--- START OF LISTED RECORDS ---

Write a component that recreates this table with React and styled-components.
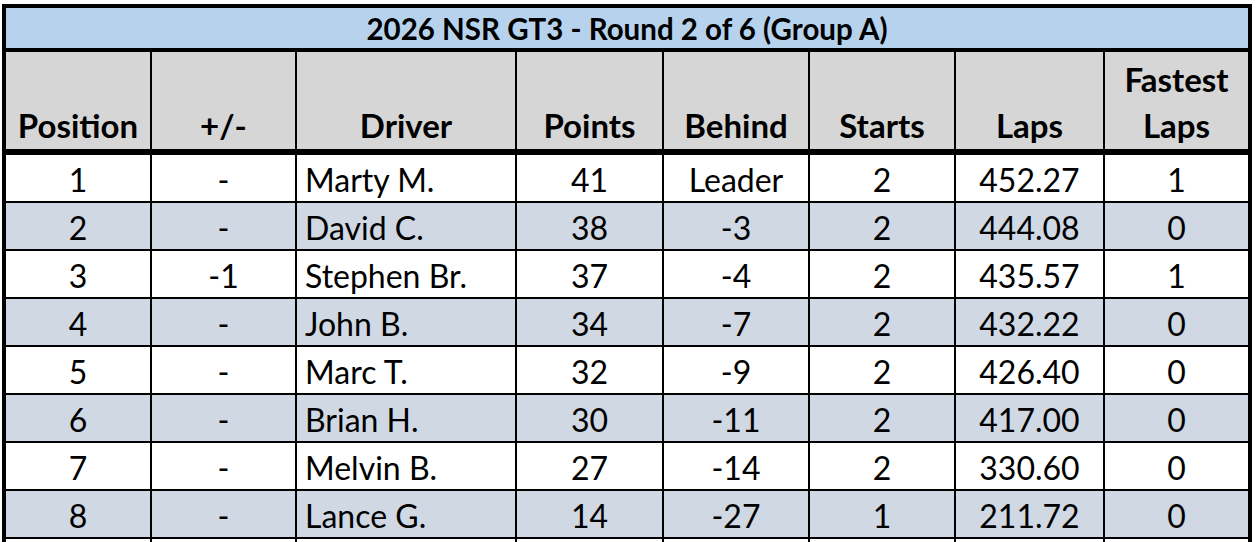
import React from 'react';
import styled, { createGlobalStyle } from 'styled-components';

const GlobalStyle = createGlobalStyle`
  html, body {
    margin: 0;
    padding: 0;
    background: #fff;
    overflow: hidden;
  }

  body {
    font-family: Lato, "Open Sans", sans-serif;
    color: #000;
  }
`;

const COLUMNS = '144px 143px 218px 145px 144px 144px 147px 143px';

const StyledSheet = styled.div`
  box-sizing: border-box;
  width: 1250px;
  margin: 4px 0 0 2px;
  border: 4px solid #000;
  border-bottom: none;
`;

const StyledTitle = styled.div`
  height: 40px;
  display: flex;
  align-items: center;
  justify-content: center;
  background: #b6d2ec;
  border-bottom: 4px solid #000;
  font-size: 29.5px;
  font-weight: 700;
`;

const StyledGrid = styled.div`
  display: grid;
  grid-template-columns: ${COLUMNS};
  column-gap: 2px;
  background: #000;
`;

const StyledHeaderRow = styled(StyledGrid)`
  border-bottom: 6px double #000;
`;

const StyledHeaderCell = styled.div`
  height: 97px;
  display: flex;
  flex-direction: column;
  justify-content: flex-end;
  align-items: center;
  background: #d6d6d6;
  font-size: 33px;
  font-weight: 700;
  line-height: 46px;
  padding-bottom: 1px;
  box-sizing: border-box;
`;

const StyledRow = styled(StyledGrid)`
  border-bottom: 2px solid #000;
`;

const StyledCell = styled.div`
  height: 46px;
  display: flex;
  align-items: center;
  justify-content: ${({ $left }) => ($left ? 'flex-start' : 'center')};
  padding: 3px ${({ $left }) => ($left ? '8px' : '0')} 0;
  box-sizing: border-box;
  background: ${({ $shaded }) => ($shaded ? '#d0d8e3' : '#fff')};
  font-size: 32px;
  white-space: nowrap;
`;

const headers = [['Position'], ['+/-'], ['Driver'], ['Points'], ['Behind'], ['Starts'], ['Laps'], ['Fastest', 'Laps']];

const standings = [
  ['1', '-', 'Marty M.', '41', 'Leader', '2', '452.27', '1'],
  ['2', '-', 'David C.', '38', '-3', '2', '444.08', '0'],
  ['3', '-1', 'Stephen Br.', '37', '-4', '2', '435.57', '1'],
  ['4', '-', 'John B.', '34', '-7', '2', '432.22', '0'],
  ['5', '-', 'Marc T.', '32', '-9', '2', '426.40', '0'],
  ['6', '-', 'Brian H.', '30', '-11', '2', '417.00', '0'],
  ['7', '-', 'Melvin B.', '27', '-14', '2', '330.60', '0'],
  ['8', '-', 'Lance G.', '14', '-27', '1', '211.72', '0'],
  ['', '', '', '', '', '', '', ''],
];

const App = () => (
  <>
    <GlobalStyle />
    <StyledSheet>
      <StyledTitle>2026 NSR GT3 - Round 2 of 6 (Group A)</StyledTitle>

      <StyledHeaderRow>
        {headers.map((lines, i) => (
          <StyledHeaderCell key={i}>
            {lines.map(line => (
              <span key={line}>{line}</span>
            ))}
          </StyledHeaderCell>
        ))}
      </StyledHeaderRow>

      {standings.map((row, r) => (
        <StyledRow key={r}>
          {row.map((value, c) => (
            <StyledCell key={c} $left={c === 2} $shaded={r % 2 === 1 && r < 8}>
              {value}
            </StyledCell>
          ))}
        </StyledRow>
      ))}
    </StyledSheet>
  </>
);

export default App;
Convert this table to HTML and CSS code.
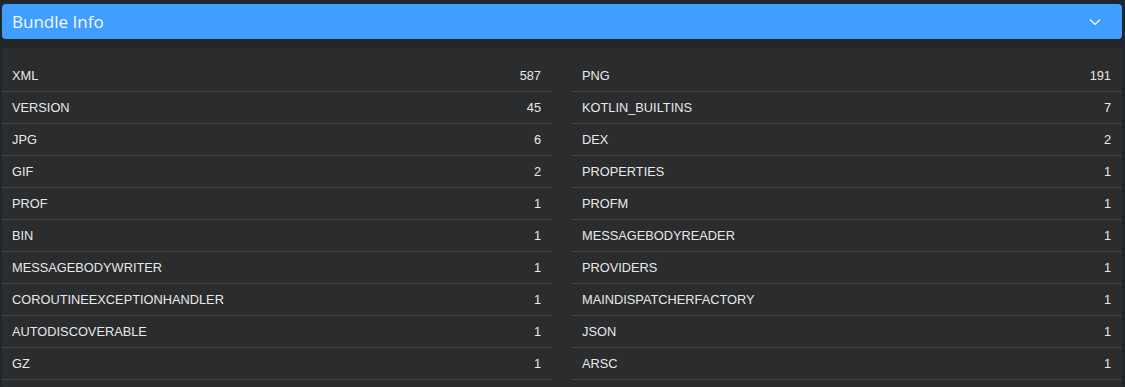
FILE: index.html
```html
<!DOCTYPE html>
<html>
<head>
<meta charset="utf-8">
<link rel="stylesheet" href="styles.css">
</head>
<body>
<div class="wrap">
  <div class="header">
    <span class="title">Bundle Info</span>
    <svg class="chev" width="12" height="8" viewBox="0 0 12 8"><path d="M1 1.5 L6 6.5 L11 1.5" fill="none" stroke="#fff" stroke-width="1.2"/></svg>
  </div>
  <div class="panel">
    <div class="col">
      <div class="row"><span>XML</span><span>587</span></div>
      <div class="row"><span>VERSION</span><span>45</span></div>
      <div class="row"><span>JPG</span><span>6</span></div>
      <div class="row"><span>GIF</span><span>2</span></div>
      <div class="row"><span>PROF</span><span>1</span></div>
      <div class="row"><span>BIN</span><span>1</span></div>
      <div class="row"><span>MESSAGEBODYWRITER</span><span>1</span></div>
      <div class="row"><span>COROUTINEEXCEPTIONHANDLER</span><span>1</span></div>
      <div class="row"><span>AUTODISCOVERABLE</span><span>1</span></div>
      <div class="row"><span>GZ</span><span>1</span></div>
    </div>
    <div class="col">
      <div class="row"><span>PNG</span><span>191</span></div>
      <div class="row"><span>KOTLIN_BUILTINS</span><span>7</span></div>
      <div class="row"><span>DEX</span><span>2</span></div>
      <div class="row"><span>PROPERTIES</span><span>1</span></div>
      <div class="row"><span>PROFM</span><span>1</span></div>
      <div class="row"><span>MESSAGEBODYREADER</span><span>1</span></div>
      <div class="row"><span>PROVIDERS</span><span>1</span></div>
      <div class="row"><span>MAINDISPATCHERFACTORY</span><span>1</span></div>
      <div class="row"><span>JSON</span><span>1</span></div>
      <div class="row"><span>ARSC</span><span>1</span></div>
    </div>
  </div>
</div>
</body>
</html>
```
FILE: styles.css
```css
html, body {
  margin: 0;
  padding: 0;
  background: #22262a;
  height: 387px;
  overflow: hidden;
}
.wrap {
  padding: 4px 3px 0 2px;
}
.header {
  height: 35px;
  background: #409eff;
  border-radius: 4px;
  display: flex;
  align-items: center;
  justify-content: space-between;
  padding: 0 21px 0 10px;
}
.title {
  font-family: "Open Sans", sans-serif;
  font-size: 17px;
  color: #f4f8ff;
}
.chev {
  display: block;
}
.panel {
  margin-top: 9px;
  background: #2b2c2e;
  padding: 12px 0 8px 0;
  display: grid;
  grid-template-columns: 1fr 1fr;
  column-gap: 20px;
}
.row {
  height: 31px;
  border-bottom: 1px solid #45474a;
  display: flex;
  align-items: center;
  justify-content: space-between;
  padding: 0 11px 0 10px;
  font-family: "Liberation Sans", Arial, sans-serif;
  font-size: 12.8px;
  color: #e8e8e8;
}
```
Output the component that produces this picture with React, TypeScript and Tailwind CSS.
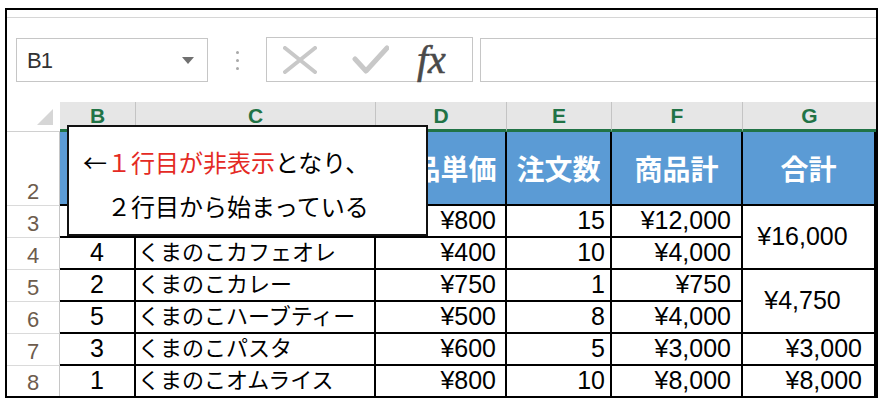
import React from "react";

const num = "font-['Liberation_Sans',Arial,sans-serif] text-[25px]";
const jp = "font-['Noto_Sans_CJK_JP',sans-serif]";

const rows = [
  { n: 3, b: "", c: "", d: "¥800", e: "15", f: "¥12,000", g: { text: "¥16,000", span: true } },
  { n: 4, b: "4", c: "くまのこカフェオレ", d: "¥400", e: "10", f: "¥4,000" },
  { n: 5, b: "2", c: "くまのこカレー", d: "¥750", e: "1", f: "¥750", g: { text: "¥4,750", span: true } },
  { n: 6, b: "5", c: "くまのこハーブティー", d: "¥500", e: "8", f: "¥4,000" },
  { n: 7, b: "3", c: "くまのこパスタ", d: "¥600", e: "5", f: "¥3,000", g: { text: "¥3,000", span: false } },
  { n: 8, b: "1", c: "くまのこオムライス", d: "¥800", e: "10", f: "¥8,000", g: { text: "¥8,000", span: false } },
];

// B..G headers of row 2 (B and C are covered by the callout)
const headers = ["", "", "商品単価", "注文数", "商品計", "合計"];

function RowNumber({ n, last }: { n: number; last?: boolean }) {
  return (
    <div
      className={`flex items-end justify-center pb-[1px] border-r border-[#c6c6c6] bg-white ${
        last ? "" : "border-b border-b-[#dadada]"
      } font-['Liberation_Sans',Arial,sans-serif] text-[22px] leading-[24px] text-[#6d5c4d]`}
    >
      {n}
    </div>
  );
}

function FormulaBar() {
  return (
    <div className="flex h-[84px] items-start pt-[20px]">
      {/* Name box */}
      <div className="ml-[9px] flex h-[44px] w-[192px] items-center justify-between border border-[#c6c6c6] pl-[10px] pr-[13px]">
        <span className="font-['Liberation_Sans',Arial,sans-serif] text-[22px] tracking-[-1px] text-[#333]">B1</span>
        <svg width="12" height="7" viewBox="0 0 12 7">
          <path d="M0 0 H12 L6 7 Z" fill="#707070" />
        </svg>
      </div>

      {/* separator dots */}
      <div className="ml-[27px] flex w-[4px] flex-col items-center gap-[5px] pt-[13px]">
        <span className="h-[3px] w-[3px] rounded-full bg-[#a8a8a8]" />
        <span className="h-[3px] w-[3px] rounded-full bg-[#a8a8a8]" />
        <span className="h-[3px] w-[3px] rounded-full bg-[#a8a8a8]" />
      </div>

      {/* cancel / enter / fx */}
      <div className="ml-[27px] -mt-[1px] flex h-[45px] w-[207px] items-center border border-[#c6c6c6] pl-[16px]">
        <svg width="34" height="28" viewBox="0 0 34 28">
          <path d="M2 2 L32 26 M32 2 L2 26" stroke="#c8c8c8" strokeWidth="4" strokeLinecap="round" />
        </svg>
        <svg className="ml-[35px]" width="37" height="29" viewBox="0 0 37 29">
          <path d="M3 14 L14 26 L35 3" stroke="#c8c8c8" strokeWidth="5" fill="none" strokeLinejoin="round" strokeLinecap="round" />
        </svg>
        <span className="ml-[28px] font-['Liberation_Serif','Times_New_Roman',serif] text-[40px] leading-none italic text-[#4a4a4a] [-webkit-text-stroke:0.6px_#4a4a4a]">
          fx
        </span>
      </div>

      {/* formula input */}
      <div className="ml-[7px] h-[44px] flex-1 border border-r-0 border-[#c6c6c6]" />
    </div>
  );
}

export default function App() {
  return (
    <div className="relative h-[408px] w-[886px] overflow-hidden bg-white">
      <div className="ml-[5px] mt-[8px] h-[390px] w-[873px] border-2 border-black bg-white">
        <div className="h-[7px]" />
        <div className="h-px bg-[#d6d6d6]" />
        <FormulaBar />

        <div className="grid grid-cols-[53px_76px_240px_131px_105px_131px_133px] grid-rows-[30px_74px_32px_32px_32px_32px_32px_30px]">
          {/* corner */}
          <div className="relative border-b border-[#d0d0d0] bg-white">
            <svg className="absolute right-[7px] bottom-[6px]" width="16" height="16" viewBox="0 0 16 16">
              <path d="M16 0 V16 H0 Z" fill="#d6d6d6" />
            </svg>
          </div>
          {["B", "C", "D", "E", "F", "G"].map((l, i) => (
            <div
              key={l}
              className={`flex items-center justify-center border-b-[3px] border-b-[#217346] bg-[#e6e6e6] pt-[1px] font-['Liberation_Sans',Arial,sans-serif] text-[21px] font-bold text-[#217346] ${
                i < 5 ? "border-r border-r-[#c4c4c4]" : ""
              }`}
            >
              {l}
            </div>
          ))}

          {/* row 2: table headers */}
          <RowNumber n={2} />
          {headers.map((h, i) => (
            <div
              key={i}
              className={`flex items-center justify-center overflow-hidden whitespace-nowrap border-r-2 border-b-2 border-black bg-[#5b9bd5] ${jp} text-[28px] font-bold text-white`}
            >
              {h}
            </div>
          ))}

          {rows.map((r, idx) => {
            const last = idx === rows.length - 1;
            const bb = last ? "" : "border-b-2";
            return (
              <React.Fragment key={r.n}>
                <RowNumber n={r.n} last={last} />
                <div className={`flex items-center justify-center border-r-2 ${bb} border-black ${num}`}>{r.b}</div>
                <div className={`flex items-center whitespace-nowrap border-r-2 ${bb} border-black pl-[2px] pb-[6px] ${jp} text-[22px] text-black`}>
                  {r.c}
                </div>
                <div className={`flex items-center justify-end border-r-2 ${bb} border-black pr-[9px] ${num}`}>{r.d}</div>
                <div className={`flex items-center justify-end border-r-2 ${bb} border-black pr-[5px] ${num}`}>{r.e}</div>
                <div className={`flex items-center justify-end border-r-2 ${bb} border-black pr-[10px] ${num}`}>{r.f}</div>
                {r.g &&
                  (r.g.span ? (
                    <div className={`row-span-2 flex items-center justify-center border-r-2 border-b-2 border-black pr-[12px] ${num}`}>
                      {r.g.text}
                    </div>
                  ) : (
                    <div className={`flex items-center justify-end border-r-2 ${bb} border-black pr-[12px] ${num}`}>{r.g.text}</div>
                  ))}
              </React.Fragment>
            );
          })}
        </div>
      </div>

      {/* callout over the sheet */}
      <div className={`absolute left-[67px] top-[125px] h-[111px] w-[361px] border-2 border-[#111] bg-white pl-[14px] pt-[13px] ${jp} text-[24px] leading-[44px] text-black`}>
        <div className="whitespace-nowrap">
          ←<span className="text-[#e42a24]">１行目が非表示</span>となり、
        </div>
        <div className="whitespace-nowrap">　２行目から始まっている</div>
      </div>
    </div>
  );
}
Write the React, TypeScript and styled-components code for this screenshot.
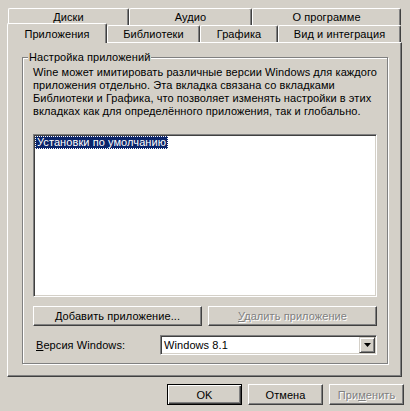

--- END OF LISTED RECORDS ---

**WHAT YOU SHOULD DO**
Only the lines from the start of the records above through the line containing "['Laps'], ['Fastest', 'Laps']];" should be returned, exactly and with both ends, please; the pictures stay out.

**SOLUTION FOR THIS PROBLEM**
Write a component that recreates this table with React and styled-components.
import React from 'react';
import styled, { createGlobalStyle } from 'styled-components';

const GlobalStyle = createGlobalStyle`
  html, body {
    margin: 0;
    padding: 0;
    background: #fff;
    overflow: hidden;
  }

  body {
    font-family: Lato, "Open Sans", sans-serif;
    color: #000;
  }
`;

const COLUMNS = '144px 143px 218px 145px 144px 144px 147px 143px';

const StyledSheet = styled.div`
  box-sizing: border-box;
  width: 1250px;
  margin: 4px 0 0 2px;
  border: 4px solid #000;
  border-bottom: none;
`;

const StyledTitle = styled.div`
  height: 40px;
  display: flex;
  align-items: center;
  justify-content: center;
  background: #b6d2ec;
  border-bottom: 4px solid #000;
  font-size: 29.5px;
  font-weight: 700;
`;

const StyledGrid = styled.div`
  display: grid;
  grid-template-columns: ${COLUMNS};
  column-gap: 2px;
  background: #000;
`;

const StyledHeaderRow = styled(StyledGrid)`
  border-bottom: 6px double #000;
`;

const StyledHeaderCell = styled.div`
  height: 97px;
  display: flex;
  flex-direction: column;
  justify-content: flex-end;
  align-items: center;
  background: #d6d6d6;
  font-size: 33px;
  font-weight: 700;
  line-height: 46px;
  padding-bottom: 1px;
  box-sizing: border-box;
`;

const StyledRow = styled(StyledGrid)`
  border-bottom: 2px solid #000;
`;

const StyledCell = styled.div`
  height: 46px;
  display: flex;
  align-items: center;
  justify-content: ${({ $left }) => ($left ? 'flex-start' : 'center')};
  padding: 3px ${({ $left }) => ($left ? '8px' : '0')} 0;
  box-sizing: border-box;
  background: ${({ $shaded }) => ($shaded ? '#d0d8e3' : '#fff')};
  font-size: 32px;
  white-space: nowrap;
`;

const headers = [['Position'], ['+/-'], ['Driver'], ['Points'], ['Behind'], ['Starts'], ['Laps'], ['Fastest', 'Laps']];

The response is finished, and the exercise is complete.